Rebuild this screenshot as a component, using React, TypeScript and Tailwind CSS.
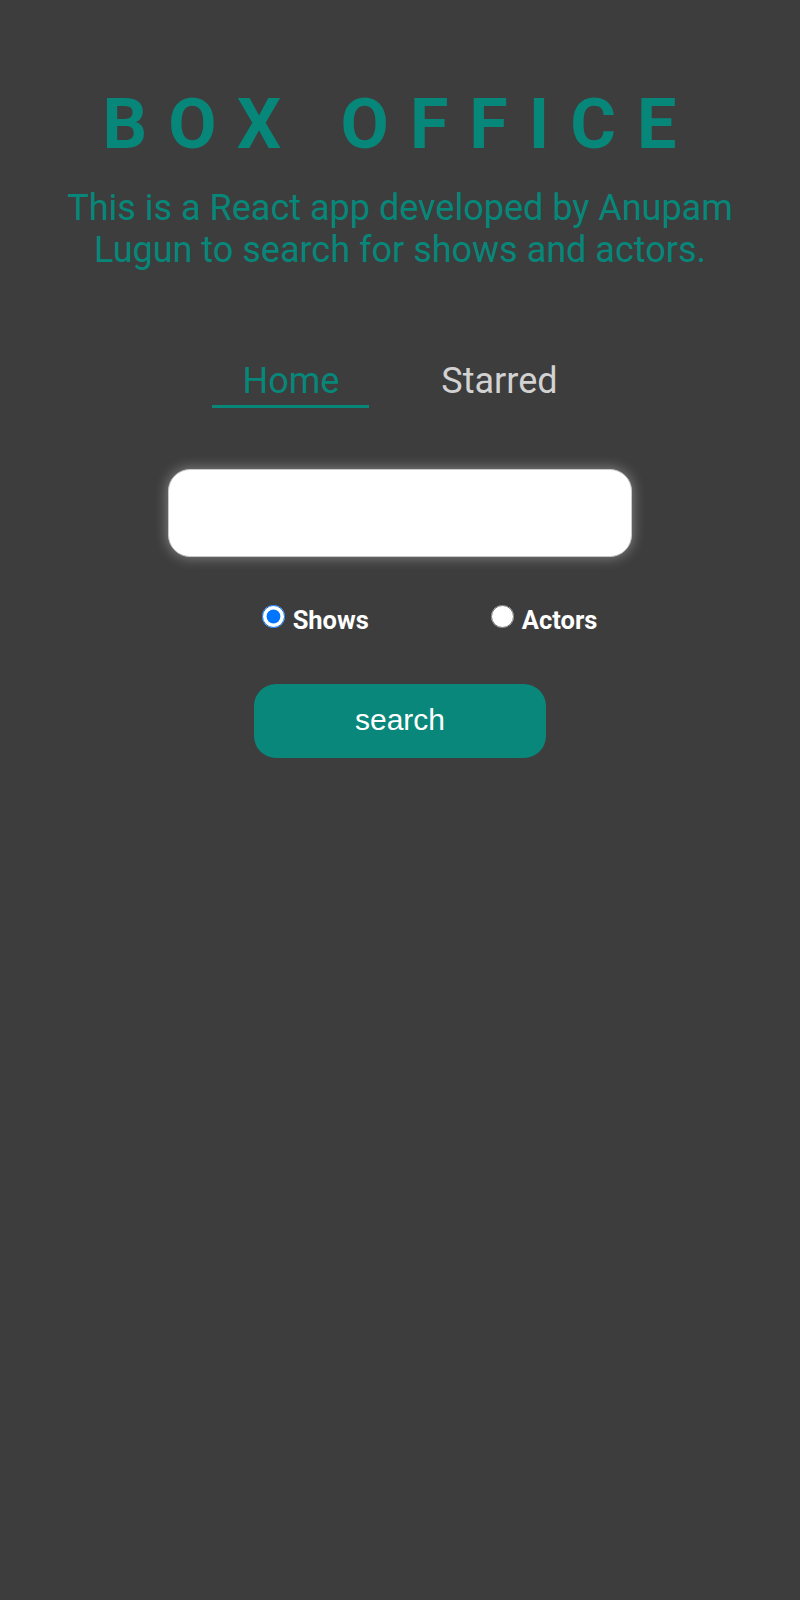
import React from "react";

export default function App() {
  return (
    <div className="min-h-[1600px] w-full bg-[#3d3d3d] flex flex-col items-center" style={{ fontFamily: "Roboto, 'Noto Sans', sans-serif" }}>
      <h1 className="mt-[89px] text-[70px] leading-[70px] font-bold tracking-[21px] text-[#07877a] whitespace-nowrap">
        BOX OFFICE
      </h1>
      <p className="mt-[28px] w-[720px] text-center text-[36px] leading-[42px] text-[#07877a]">
        This is a React app developed by Anupam Lugun to search for shows and actors.
      </p>
      <nav className="mt-[86px] flex items-start gap-[42px]">
        <a className="px-[30px] pt-[2px] pb-[2px] border-b-[3px] border-[#07877a] text-[36px] leading-[44px] text-[#07877a]">
          Home
        </a>
        <a className="px-[30px] pt-[2px] pb-[2px] border-b-[3px] border-transparent text-[36px] leading-[44px] text-[#d2d2d2]">
          Starred
        </a>
      </nav>
      <input
        type="text"
        className="mt-[61px] w-[464px] h-[88px] rounded-[22px] bg-white border border-[#c9c9c9] shadow-[0_0_14px_rgba(255,255,255,0.4)] outline-none px-5 text-[24px]"
      />
      <div className="mt-[48px] flex items-start gap-[122px] pl-[59px]">
        <label className="flex items-start gap-[8px] text-[25.5px] leading-[30px] font-bold text-white">
          <input type="radio" name="t" defaultChecked className="w-[23px] h-[23px] m-0" />
          <span>Shows</span>
        </label>
        <label className="flex items-start gap-[8px] text-[25.5px] leading-[30px] font-bold text-white">
          <input type="radio" name="t" className="w-[23px] h-[23px] m-0" />
          <span>Actors</span>
        </label>
      </div>
      <button
        className="mt-[49px] w-[292px] h-[74px] rounded-[22px] bg-[#08877a] text-white text-[30px] pb-[3px]"
        style={{ fontFamily: "'Liberation Sans', Arial, sans-serif" }}
      >
        search
      </button>
    </div>
  );
}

######

Give again, word for word, every line from the top of the data above to the line holding "import React from", inclusive, with the pictures left out.

▸ Solution to this task:
Rebuild this screenshot as a component, using React, TypeScript and Tailwind CSS.
import React from "react";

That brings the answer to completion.